=== Dataset content ===
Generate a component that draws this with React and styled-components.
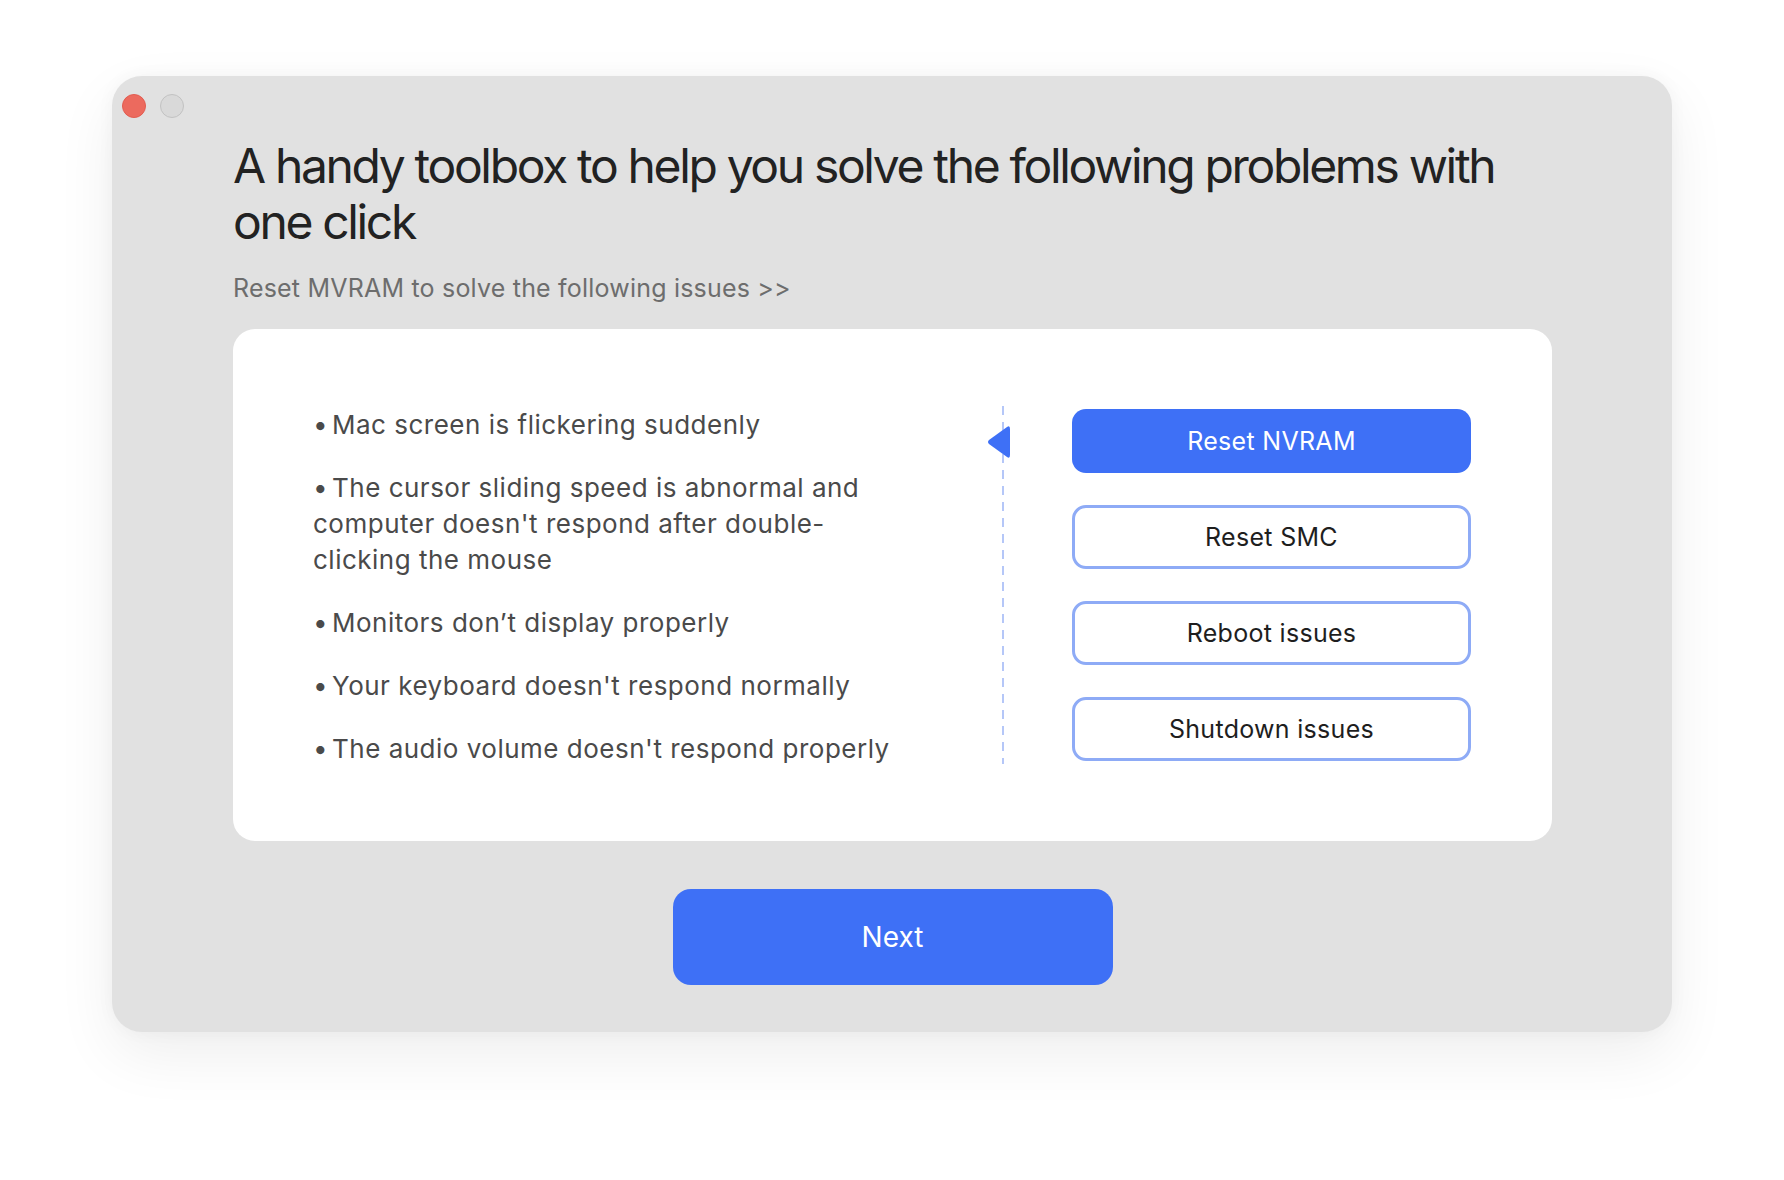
import React, { useState } from 'react';
import styled, { createGlobalStyle } from 'styled-components';

const GlobalStyle = createGlobalStyle`
    html, body {
        margin: 0;
        padding: 0;
        background: #fff;
    }
    body {
        font-family: Inter, "Noto Sans", "Liberation Sans", sans-serif;
        -webkit-font-smoothing: antialiased;
    }
`

const Page = styled.div`
    display: flex;
    justify-content: center;
    padding-top: 76px;
    min-height: 1180px;
    box-sizing: border-box;
`

const Window = styled.div`
    width: 1560px;
    height: 956px;
    box-sizing: border-box;
    background: #e1e1e1;
    border-radius: 30px;
    box-shadow: 0 22px 60px rgba(0, 0, 0, 0.07), 0 0 18px rgba(0, 0, 0, 0.04);
    display: flex;
    flex-direction: column;
`

const TitleBar = styled.div`
    display: flex;
    gap: 14px;
    padding: 18px 0 0 10px;
`

const Light = styled.span`
    width: 24px;
    height: 24px;
    border-radius: 50%;
    box-sizing: border-box;
    background: ${p => p.$close ? '#ec6a5e' : '#d9d9d9'};
    border: 1px solid ${p => p.$close ? '#e25c50' : '#c2c2c2'};
`

const Content = styled.div`
    display: flex;
    flex-direction: column;
    padding: 0 120px 0 121px;
`

const Title = styled.h1`
    margin: 20px 0 0;
    font-size: 48px;
    line-height: 56px;
    font-weight: 400;
    color: #222;
    letter-spacing: -2.35px;
`

const Subtitle = styled.div`
    margin-top: 23px;
    font-size: 25px;
    line-height: 30px;
    color: #6d6d6d;
    letter-spacing: 0.2px;
`

const Card = styled.div`
    margin-top: 26px;
    height: 512px;
    box-sizing: border-box;
    background: #fff;
    border-radius: 22px;
    display: flex;
    align-items: center;
    padding: 0 81px 0 80px;
`

const IssueList = styled.ul`
    list-style: none;
    margin: 4px 0 0;
    padding: 0;
    width: 600px;
    display: flex;
    flex-direction: column;
    gap: 27px;
`

const Issue = styled.li`
    font-size: 26px;
    line-height: 36px;
    color: #4a4a4a;
    letter-spacing: 0.5px;

    &::before {
        content: '\\2022';
        display: inline-block;
        width: 19px;
        letter-spacing: 0;
    }
`

const Divider = styled.div`
    position: relative;
    align-self: center;
    width: 2px;
    height: 358px;
    margin-left: 89px;
    background: repeating-linear-gradient(to bottom, #b5c7f8 0 9px, transparent 9px 16px);
`

const Pointer = styled.svg`
    position: absolute;
    left: -15px;
    top: 19px;
`

const ButtonColumn = styled.div`
    margin-left: 68px;
    width: 399px;
    display: flex;
    flex-direction: column;
    gap: 32px;
`

const OptionButton = styled.button`
    height: 64px;
    box-sizing: border-box;
    border-radius: 14px;
    font-family: inherit;
    font-size: 25px;
    letter-spacing: 0.3px;
    cursor: pointer;
    background: ${p => p.$active ? '#3e70f6' : '#fff'};
    color: ${p => p.$active ? '#fff' : '#1e1e1e'};
    border: ${p => p.$active ? 'none' : '3px solid #8eabf6'};
`

const Footer = styled.div`
    display: flex;
    justify-content: center;
    margin-top: 48px;
`

const NextButton = styled.button`
    width: 440px;
    height: 96px;
    border: none;
    border-radius: 18px;
    background: #3e70f6;
    color: #fff;
    font-family: inherit;
    font-size: 28px;
    cursor: pointer;
`

const issues = [
    'Mac screen is flickering suddenly',
    "The cursor sliding speed is abnormal and computer doesn't respond after double-clicking the mouse",
    'Monitors don\u2019t display properly',
    "Your keyboard doesn't respond normally",
    "The audio volume doesn't respond properly",
]

const options = ['Reset NVRAM', 'Reset SMC', 'Reboot issues', 'Shutdown issues']

const App = () => {

    const [ selected, setSelected ] = useState(0)

    return (
        <Page>
            <GlobalStyle />
            <Window>
                <TitleBar>
                    <Light $close />
                    <Light />
                </TitleBar>
                <Content>
                    <Title>A handy toolbox to help you solve the following problems with one click</Title>
                    <Subtitle>Reset MVRAM to solve the following issues &gt;&gt;</Subtitle>
                    <Card>
                        <IssueList>
                            { issues.map(text => <Issue key={text}>{text}</Issue>) }
                        </IssueList>
                        <Divider>
                            <Pointer width="23" height="34" viewBox="0 0 23 34">
                                <path d="M20 2 Q23 0 23 4 L23 30 Q23 34 20 32 L2 19 Q0 17 2 15 Z" fill="#3e70f6" />
                            </Pointer>
                        </Divider>
                        <ButtonColumn>
                            { options.map((label, i) => (
                                <OptionButton key={label} $active={i === selected} onClick={() => setSelected(i)}>
                                    { label }
                                </OptionButton>
                            )) }
                        </ButtonColumn>
                    </Card>
                    <Footer>
                        <NextButton>Next</NextButton>
                    </Footer>
                </Content>
            </Window>
        </Page>
    )
}

export default App;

=== Task prompt ===
Set down all the data again exactly as above, pictures excluded.

=== Right answer ===
Generate a component that draws this with React and styled-components.
import React, { useState } from 'react';
import styled, { createGlobalStyle } from 'styled-components';

const GlobalStyle = createGlobalStyle`
    html, body {
        margin: 0;
        padding: 0;
        background: #fff;
    }
    body {
        font-family: Inter, "Noto Sans", "Liberation Sans", sans-serif;
        -webkit-font-smoothing: antialiased;
    }
`

const Page = styled.div`
    display: flex;
    justify-content: center;
    padding-top: 76px;
    min-height: 1180px;
    box-sizing: border-box;
`

const Window = styled.div`
    width: 1560px;
    height: 956px;
    box-sizing: border-box;
    background: #e1e1e1;
    border-radius: 30px;
    box-shadow: 0 22px 60px rgba(0, 0, 0, 0.07), 0 0 18px rgba(0, 0, 0, 0.04);
    display: flex;
    flex-direction: column;
`

const TitleBar = styled.div`
    display: flex;
    gap: 14px;
    padding: 18px 0 0 10px;
`

const Light = styled.span`
    width: 24px;
    height: 24px;
    border-radius: 50%;
    box-sizing: border-box;
    background: ${p => p.$close ? '#ec6a5e' : '#d9d9d9'};
    border: 1px solid ${p => p.$close ? '#e25c50' : '#c2c2c2'};
`

const Content = styled.div`
    display: flex;
    flex-direction: column;
    padding: 0 120px 0 121px;
`

const Title = styled.h1`
    margin: 20px 0 0;
    font-size: 48px;
    line-height: 56px;
    font-weight: 400;
    color: #222;
    letter-spacing: -2.35px;
`

const Subtitle = styled.div`
    margin-top: 23px;
    font-size: 25px;
    line-height: 30px;
    color: #6d6d6d;
    letter-spacing: 0.2px;
`

const Card = styled.div`
    margin-top: 26px;
    height: 512px;
    box-sizing: border-box;
    background: #fff;
    border-radius: 22px;
    display: flex;
    align-items: center;
    padding: 0 81px 0 80px;
`

const IssueList = styled.ul`
    list-style: none;
    margin: 4px 0 0;
    padding: 0;
    width: 600px;
    display: flex;
    flex-direction: column;
    gap: 27px;
`

const Issue = styled.li`
    font-size: 26px;
    line-height: 36px;
    color: #4a4a4a;
    letter-spacing: 0.5px;

    &::before {
        content: '\\2022';
        display: inline-block;
        width: 19px;
        letter-spacing: 0;
    }
`

const Divider = styled.div`
    position: relative;
    align-self: center;
    width: 2px;
    height: 358px;
    margin-left: 89px;
    background: repeating-linear-gradient(to bottom, #b5c7f8 0 9px, transparent 9px 16px);
`

const Pointer = styled.svg`
    position: absolute;
    left: -15px;
    top: 19px;
`

const ButtonColumn = styled.div`
    margin-left: 68px;
    width: 399px;
    display: flex;
    flex-direction: column;
    gap: 32px;
`

const OptionButton = styled.button`
    height: 64px;
    box-sizing: border-box;
    border-radius: 14px;
    font-family: inherit;
    font-size: 25px;
    letter-spacing: 0.3px;
    cursor: pointer;
    background: ${p => p.$active ? '#3e70f6' : '#fff'};
    color: ${p => p.$active ? '#fff' : '#1e1e1e'};
    border: ${p => p.$active ? 'none' : '3px solid #8eabf6'};
`

const Footer = styled.div`
    display: flex;
    justify-content: center;
    margin-top: 48px;
`

const NextButton = styled.button`
    width: 440px;
    height: 96px;
    border: none;
    border-radius: 18px;
    background: #3e70f6;
    color: #fff;
    font-family: inherit;
    font-size: 28px;
    cursor: pointer;
`

const issues = [
    'Mac screen is flickering suddenly',
    "The cursor sliding speed is abnormal and computer doesn't respond after double-clicking the mouse",
    'Monitors don\u2019t display properly',
    "Your keyboard doesn't respond normally",
    "The audio volume doesn't respond properly",
]

const options = ['Reset NVRAM', 'Reset SMC', 'Reboot issues', 'Shutdown issues']

const App = () => {

    const [ selected, setSelected ] = useState(0)

    return (
        <Page>
            <GlobalStyle />
            <Window>
                <TitleBar>
                    <Light $close />
                    <Light />
                </TitleBar>
                <Content>
                    <Title>A handy toolbox to help you solve the following problems with one click</Title>
                    <Subtitle>Reset MVRAM to solve the following issues &gt;&gt;</Subtitle>
                    <Card>
                        <IssueList>
                            { issues.map(text => <Issue key={text}>{text}</Issue>) }
                        </IssueList>
                        <Divider>
                            <Pointer width="23" height="34" viewBox="0 0 23 34">
                                <path d="M20 2 Q23 0 23 4 L23 30 Q23 34 20 32 L2 19 Q0 17 2 15 Z" fill="#3e70f6" />
                            </Pointer>
                        </Divider>
                        <ButtonColumn>
                            { options.map((label, i) => (
                                <OptionButton key={label} $active={i === selected} onClick={() => setSelected(i)}>
                                    { label }
                                </OptionButton>
                            )) }
                        </ButtonColumn>
                    </Card>
                    <Footer>
                        <NextButton>Next</NextButton>
                    </Footer>
                </Content>
            </Window>
        </Page>
    )
}

export default App;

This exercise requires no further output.